Spot each line in the records below where the word "TypeScript" occurs, then copy it.

# [DATA SHOWN]
------------
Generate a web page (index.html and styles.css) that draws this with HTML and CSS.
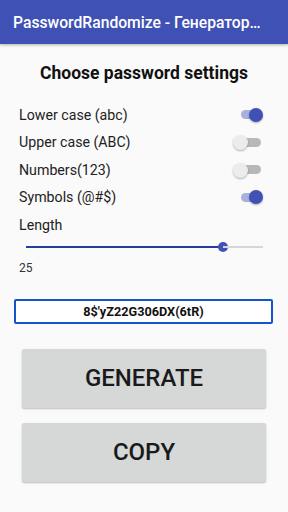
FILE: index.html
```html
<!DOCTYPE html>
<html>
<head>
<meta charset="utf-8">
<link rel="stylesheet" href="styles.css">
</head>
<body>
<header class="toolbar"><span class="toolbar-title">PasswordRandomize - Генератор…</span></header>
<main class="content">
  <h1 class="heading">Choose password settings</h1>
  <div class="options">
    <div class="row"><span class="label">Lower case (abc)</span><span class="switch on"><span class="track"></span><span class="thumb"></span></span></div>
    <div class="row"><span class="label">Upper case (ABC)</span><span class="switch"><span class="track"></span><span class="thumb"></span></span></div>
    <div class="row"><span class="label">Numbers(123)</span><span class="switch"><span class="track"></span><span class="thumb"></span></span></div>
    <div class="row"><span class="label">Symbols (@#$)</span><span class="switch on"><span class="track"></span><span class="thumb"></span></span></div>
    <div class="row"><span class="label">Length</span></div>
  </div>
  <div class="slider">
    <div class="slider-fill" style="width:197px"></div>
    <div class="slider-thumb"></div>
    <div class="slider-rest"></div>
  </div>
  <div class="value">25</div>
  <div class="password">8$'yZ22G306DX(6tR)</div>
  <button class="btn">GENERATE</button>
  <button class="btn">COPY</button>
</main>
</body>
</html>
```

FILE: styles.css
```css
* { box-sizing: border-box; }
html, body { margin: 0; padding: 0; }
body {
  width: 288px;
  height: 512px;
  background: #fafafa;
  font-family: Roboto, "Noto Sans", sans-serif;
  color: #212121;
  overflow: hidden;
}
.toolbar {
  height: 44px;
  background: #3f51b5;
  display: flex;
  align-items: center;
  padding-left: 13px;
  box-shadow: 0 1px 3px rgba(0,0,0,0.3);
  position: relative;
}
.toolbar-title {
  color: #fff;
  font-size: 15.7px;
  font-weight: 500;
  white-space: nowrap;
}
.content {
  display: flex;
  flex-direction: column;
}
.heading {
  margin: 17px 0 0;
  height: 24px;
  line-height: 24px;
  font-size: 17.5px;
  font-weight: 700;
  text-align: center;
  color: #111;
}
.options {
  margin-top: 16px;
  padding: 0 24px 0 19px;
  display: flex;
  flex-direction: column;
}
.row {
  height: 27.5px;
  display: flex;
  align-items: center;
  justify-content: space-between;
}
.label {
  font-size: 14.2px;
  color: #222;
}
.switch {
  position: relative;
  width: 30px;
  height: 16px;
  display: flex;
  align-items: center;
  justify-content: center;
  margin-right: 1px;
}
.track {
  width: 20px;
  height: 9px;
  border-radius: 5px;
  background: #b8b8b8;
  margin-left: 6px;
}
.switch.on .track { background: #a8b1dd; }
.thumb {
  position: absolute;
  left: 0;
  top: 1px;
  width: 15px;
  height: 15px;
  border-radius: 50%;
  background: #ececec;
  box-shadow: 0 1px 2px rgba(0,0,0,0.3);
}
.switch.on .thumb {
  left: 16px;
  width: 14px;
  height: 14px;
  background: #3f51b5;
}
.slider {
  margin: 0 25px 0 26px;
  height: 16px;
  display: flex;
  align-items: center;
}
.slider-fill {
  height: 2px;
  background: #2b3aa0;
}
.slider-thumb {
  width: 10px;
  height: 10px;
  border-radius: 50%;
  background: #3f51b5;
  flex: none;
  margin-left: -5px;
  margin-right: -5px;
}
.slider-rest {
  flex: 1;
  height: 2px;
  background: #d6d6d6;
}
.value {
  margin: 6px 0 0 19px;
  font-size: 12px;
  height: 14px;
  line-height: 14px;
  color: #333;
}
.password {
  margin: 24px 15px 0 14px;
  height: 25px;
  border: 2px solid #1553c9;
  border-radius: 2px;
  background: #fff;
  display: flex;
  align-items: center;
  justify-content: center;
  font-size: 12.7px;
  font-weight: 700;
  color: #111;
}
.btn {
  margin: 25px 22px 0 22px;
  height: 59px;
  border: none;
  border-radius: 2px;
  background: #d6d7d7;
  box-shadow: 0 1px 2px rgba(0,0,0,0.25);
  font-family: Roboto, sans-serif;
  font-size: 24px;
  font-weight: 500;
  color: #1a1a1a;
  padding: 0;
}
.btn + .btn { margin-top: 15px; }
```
------------
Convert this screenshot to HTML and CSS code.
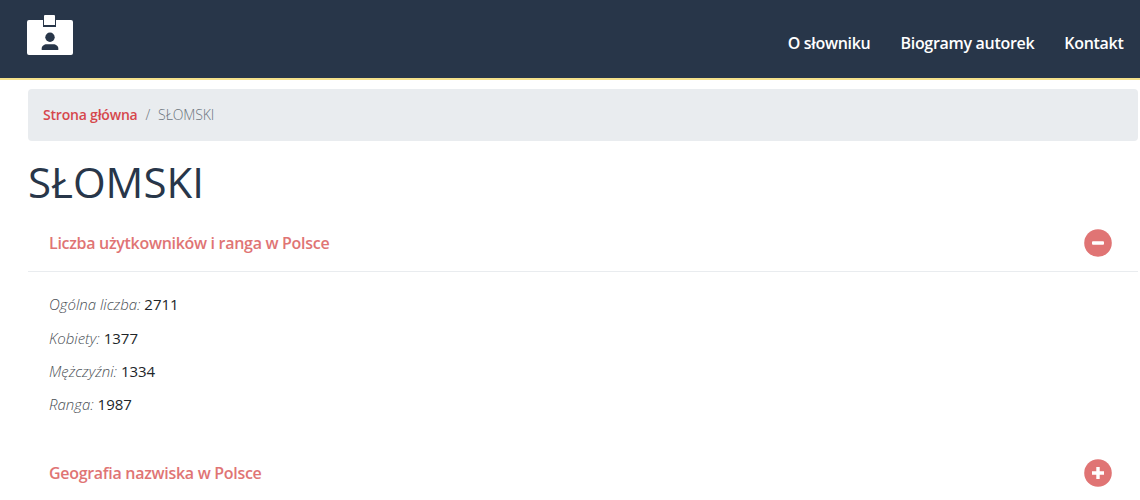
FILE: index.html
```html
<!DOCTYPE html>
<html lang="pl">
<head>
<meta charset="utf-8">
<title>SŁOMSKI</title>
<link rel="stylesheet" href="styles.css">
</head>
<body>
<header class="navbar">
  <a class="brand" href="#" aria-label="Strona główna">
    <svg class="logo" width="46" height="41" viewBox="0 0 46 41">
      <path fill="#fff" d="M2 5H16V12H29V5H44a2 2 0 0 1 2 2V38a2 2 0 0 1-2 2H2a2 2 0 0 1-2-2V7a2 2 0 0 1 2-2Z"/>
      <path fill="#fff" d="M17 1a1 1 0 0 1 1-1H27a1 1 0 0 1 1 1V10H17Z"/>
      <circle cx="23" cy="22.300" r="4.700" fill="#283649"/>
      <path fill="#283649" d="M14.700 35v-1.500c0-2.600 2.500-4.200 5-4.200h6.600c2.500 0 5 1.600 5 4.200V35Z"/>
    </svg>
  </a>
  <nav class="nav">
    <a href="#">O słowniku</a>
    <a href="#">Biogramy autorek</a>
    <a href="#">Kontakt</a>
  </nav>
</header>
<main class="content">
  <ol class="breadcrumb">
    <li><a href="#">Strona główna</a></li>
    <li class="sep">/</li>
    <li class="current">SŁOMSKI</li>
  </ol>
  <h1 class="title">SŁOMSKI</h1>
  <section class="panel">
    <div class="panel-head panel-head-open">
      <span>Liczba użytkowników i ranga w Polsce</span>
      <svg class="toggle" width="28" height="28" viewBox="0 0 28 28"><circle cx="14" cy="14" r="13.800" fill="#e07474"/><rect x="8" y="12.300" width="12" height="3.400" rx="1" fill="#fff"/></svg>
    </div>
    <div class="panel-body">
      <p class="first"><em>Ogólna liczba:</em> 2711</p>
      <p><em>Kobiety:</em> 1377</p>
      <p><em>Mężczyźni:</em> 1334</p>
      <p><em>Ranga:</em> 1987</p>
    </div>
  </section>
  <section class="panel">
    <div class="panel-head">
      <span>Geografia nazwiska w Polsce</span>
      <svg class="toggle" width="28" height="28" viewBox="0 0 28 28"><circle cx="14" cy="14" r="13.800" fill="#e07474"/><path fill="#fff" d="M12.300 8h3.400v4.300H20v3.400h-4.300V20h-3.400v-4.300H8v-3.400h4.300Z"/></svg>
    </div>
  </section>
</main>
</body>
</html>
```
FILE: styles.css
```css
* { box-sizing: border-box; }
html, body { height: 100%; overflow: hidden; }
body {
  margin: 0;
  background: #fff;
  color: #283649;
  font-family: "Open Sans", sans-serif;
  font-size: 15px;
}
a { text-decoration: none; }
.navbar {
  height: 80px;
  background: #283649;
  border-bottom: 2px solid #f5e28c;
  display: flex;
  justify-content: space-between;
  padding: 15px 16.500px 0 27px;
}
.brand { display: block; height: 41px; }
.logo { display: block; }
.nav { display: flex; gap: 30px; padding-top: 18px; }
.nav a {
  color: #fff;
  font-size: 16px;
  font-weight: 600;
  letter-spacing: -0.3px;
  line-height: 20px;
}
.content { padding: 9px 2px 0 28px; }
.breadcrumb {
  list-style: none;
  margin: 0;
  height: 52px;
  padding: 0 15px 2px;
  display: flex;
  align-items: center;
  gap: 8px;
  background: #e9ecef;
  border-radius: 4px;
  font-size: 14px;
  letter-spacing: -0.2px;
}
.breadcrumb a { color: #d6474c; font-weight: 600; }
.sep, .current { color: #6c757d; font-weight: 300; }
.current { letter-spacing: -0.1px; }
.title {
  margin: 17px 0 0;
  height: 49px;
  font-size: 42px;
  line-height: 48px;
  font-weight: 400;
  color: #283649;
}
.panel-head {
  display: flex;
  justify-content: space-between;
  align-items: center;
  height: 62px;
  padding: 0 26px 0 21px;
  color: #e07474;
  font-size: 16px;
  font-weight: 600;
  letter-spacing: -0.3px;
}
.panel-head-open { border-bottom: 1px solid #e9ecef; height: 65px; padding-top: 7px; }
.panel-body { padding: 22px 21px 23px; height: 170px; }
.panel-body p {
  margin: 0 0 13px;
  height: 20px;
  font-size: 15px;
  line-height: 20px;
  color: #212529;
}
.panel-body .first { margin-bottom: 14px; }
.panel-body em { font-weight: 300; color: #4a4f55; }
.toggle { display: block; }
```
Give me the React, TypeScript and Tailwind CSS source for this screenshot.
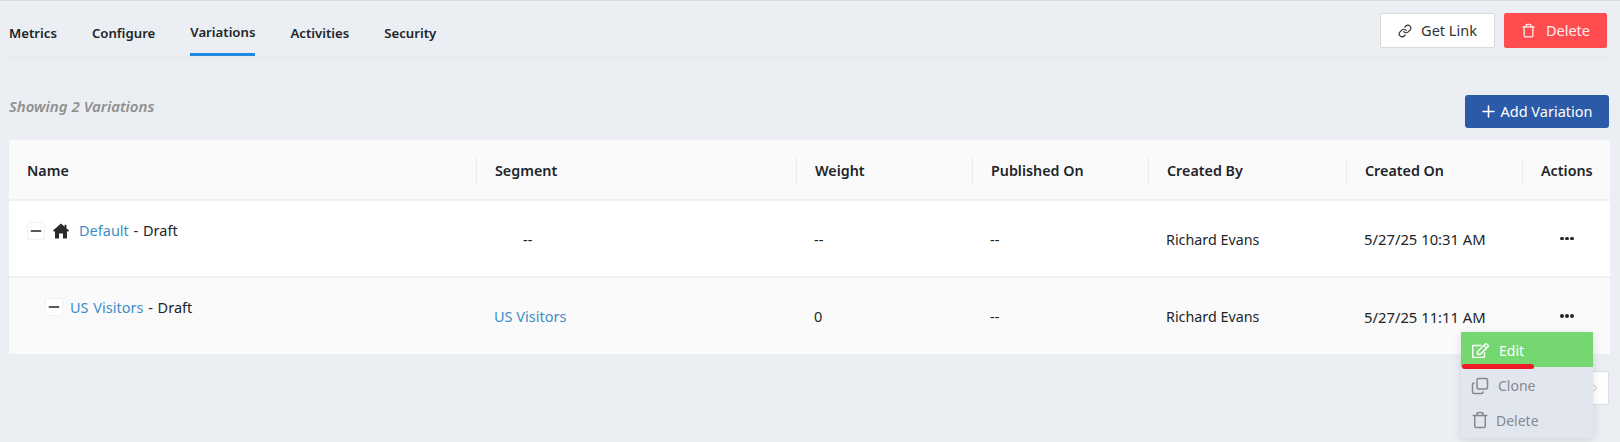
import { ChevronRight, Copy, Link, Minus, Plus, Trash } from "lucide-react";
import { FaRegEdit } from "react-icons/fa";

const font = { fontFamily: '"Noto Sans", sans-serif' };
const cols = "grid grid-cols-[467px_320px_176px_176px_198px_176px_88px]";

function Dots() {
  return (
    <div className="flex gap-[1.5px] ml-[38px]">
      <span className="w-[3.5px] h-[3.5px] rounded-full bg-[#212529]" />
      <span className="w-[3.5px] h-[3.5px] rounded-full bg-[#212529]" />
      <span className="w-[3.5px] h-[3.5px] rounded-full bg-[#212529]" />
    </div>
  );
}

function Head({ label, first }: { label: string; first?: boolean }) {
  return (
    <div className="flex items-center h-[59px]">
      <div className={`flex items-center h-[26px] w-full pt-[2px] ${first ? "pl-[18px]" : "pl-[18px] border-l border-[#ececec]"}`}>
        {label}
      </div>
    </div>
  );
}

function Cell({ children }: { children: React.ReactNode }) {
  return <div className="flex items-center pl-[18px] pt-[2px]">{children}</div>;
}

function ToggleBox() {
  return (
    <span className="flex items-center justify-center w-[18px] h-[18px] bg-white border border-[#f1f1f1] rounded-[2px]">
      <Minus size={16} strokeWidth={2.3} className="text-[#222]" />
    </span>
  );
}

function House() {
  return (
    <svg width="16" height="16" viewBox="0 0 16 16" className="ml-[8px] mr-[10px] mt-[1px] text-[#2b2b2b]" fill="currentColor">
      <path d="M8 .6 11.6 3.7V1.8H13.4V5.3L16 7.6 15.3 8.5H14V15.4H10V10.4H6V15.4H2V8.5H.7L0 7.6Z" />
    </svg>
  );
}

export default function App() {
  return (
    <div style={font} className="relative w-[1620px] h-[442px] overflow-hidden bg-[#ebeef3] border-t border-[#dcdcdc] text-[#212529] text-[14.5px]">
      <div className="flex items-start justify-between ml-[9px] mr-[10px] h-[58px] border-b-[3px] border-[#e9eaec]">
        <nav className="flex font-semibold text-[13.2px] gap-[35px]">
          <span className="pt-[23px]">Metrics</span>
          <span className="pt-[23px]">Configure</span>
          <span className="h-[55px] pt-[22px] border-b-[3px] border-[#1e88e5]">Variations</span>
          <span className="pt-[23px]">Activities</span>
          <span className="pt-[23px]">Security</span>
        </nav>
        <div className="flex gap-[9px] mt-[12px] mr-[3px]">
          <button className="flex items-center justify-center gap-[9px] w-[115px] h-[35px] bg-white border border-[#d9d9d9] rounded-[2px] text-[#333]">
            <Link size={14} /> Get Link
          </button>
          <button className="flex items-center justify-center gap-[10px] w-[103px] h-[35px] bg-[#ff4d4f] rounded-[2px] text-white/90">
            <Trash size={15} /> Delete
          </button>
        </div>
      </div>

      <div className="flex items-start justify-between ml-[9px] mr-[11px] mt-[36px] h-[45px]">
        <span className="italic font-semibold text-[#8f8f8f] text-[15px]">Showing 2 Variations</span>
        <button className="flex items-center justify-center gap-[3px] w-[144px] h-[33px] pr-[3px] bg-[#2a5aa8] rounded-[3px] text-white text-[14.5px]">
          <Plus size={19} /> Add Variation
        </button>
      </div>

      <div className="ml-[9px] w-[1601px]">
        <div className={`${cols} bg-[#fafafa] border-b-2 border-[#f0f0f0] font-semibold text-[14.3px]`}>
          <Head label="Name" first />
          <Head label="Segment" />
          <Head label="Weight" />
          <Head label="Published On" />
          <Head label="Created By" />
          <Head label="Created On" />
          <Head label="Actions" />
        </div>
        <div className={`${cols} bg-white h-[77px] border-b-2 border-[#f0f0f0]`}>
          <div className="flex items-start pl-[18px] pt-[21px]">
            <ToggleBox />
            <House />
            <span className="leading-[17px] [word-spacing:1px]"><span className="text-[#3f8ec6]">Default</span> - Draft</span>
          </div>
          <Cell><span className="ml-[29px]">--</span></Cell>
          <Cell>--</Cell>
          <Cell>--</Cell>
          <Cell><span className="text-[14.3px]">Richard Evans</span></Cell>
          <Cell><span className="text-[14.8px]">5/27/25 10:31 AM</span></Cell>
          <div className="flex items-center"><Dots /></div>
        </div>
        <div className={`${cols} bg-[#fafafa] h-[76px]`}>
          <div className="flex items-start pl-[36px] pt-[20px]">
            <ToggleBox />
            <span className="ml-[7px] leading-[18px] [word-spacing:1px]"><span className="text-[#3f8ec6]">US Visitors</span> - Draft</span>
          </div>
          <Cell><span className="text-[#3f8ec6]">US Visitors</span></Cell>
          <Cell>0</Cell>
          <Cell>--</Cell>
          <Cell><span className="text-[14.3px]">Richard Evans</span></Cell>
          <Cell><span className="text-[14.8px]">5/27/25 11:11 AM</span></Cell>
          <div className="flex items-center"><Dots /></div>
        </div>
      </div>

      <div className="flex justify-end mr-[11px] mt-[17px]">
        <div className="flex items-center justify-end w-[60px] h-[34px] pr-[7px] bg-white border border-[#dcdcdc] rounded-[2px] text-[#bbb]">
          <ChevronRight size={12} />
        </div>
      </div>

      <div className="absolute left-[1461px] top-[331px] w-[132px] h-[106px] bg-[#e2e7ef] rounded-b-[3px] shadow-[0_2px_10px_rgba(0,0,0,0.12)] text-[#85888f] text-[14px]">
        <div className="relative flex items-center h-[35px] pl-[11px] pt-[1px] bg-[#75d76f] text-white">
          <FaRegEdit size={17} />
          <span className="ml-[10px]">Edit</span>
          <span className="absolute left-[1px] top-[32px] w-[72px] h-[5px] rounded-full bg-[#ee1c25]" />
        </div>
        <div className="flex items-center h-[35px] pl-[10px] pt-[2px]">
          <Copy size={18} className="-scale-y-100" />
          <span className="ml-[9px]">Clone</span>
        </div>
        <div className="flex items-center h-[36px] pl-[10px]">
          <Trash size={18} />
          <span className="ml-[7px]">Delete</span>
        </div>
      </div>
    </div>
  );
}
------------
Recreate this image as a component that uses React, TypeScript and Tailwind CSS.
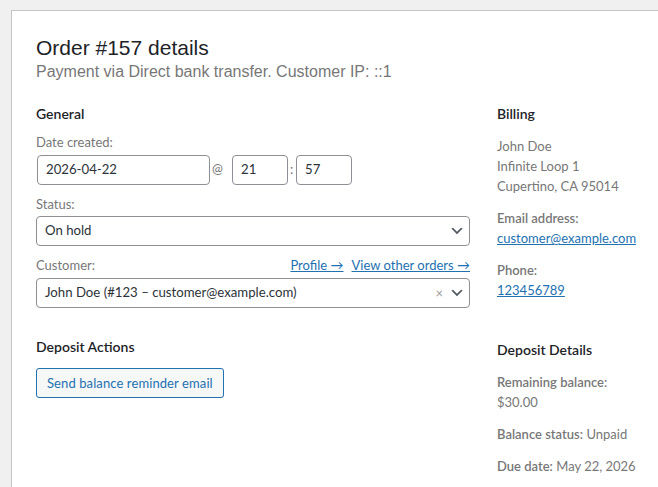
------------
# [TASK SOLUTION]
Give me the React, TypeScript and Tailwind CSS source for this screenshot.
Recreate this image as a component that uses React, TypeScript and Tailwind CSS.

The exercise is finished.